Jeff Mallinson | The Encyclopedia of Martin Luther and the Reformation
Interview with Jeff Mallinson
Associate Editor, The Encyclopedia of Martin Luther and the Reformation (Rowman & Littlefield Publishers, 2017)
Interview by Jonathan J. Armstrong
Interview received on January 7, 2019
To download a PDF version of this interview, please click here.
Jonathan J. Armstrong: The Encyclopedia of Martin Luther and the Reformation spans 2 volumes, some 1,000 pages, and 475 articles written by 180 scholars from 25 countries! This is a remarkable undertaking! What was the most challenging aspect of this project for you as editor?
Jeff Mallinson: Fortunately, there were few challenges with the project despite of the number of authors to herd and the breadth of entries to organize. The exceptionally-skilled editorial advisory board members, who are world-class scholars at various academic institutions primarily in the United States and Europe, guided the process of what themes, names, events, locations, and contributors should be included and excluded. Their roundedness and sagacity very much coached the most relevant and pressing areas of inquiry to be part of the contents for the sake of our readers. The project is indebted not only to their knowledge but also their grace in taking on assignments and contributing the best of the scholarly pursuits for this project.
Jonathan J. Armstrong: Martin Luther is a man who has been both venerated and vilified by scholars from various Christian traditions. How did you choose which scholars to invite to contribute to the project?
Jeff Mallinson: We did not select scholars based primarily upon their personal appreciation of Luther’s life and theology, but rather scholars who were qualified as historians and theologians. Despite this, Reformation scholars tend to have personal confessional affiliations that make in-depth study of Luther’s thought particularly relevant to their ecclesial roots and contemporary theological concerns. This brings a richness and depth to the nuances of the Reformation and its trajectories.
Jonathan J. Armstrong: Luther has been portrayed traditionally as having a poor relationship with his father and mother. Is this still the basic impression that we gather concerning Luther’s early family life?

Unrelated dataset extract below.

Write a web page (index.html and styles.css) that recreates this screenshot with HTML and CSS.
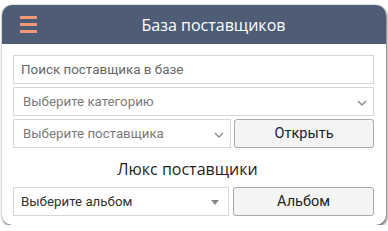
FILE: index.html
```html
<!DOCTYPE html>
<html lang="ru">
<head>
<meta charset="utf-8">
<link rel="stylesheet" href="styles.css">
</head>
<body>
<div class="card">
  <div class="header">
    <div class="burger"><span></span><span></span><span></span></div>
    <div class="title">База поставщиков</div>
  </div>
  <div class="content">
    <div class="field search"><span class="ph">Поиск поставщика в базе</span></div>
    <div class="field sel"><span class="ph">Выберите категорию</span>
      <svg class="chev" width="10" height="6" viewBox="0 0 10 6"><path d="M1 1 L5 5 L9 1" fill="none" stroke="#8a8a8a" stroke-width="1.4"/></svg>
    </div>
    <div class="row">
      <div class="field sel"><span class="ph">Выберите поставщика</span>
        <svg class="chev" width="10" height="6" viewBox="0 0 10 6"><path d="M1 1 L5 5 L9 1" fill="none" stroke="#8a8a8a" stroke-width="1.4"/></svg>
      </div>
      <div class="btn">Открыть</div>
    </div>
    <div class="subtitle">Люкс поставщики</div>
    <div class="row">
      <div class="field sel album"><span class="val">Выберите альбом</span>
        <svg class="tri" width="8" height="5" viewBox="0 0 8 5"><path d="M0 0 L8 0 L4 5 Z" fill="#888"/></svg>
      </div>
      <div class="btn">Альбом</div>
    </div>
  </div>
</div>
</body>
</html>
```
FILE: styles.css
```css
html, body {
  margin: 0;
  padding: 0;
  background: #fff;
}
body {
  padding: 5px 0 0 2px;
  font-family: "Open Sans", "Noto Sans", sans-serif;
}
.card {
  width: 384px;
  height: 220px;
  background: #fff;
  border-radius: 10px;
  box-shadow: 1px 2px 3px rgba(0,0,0,0.55), 0 0 2px rgba(0,0,0,0.35);
  overflow: hidden;
  box-sizing: border-box;
}
.header {
  height: 39px;
  background: #4e5d75;
  display: flex;
  align-items: center;
}
.burger {
  width: 17px;
  margin-left: 18px;
  display: flex;
  flex-direction: column;
  gap: 4px;
}
.burger span {
  display: block;
  height: 3px;
  background: #f39578;
}
.title {
  flex: 1;
  text-align: center;
  color: #fff;
  font-size: 16px;
  margin-right: -4px;
  margin-top: 1px;
}
.content {
  padding: 11px 12px 0 11px;
  display: flex;
  flex-direction: column;
  gap: 3px;
}
.field {
  height: 29px;
  border: 1px solid #d6d6d6;
  box-sizing: border-box;
  display: flex;
  align-items: center;
  padding-left: 8px;
  font-family: Roboto, sans-serif;
  font-size: 13.3px;
  color: #7a7a7a;
  position: relative;
  background: #fff;
}
.field.search {
  font-size: 13.4px;
  color: #666;
  padding-left: 7px;
}
.sel .ph {
  padding-left: 1px;
}
.chev {
  position: absolute;
  right: 6px;
  top: 12px;
}
.tri {
  position: absolute;
  right: 9px;
  top: 12px;
}
.row {
  display: flex;
  gap: 3px;
}
.row .field {
  width: 218px;
}
.row .field.album {
  width: 216px;
  padding-left: 7px;
}
.val {
  color: #333;
}
.btn {
  flex: 1;
  height: 29px;
  box-sizing: border-box;
  border: 1px solid #a9a9a9;
  border-radius: 3px;
  background: #f4f4f4;
  display: flex;
  align-items: center;
  justify-content: center;
  font-family: Roboto, sans-serif;
  font-size: 14.5px;
  color: #222;
}
.row:last-child .btn {
  margin-left: 1px;
}
.subtitle {
  height: 33px;
  display: flex;
  align-items: center;
  justify-content: center;
  font-size: 16px;
  color: #222;
  margin-right: 12px;
  padding-top: 2px;
  box-sizing: border-box;
}
```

Jeff Mallinson: The idea that Luther had a particularly bad relationship with his parents is turning out to be a bit overplayed today. To be sure, our modern understanding of family and discipline is such that the practices of the late medieval world seem barbaric. It is true that he experienced physical punishment from his folks, but records seem to indicate that his experience was similar to the majority of his contemporaries. The move from training in law to the monastery seems indeed to have initially disappointed Luther’s father; nonetheless, there is reason to believe Luther’s notoriety and success was eventually appreciated.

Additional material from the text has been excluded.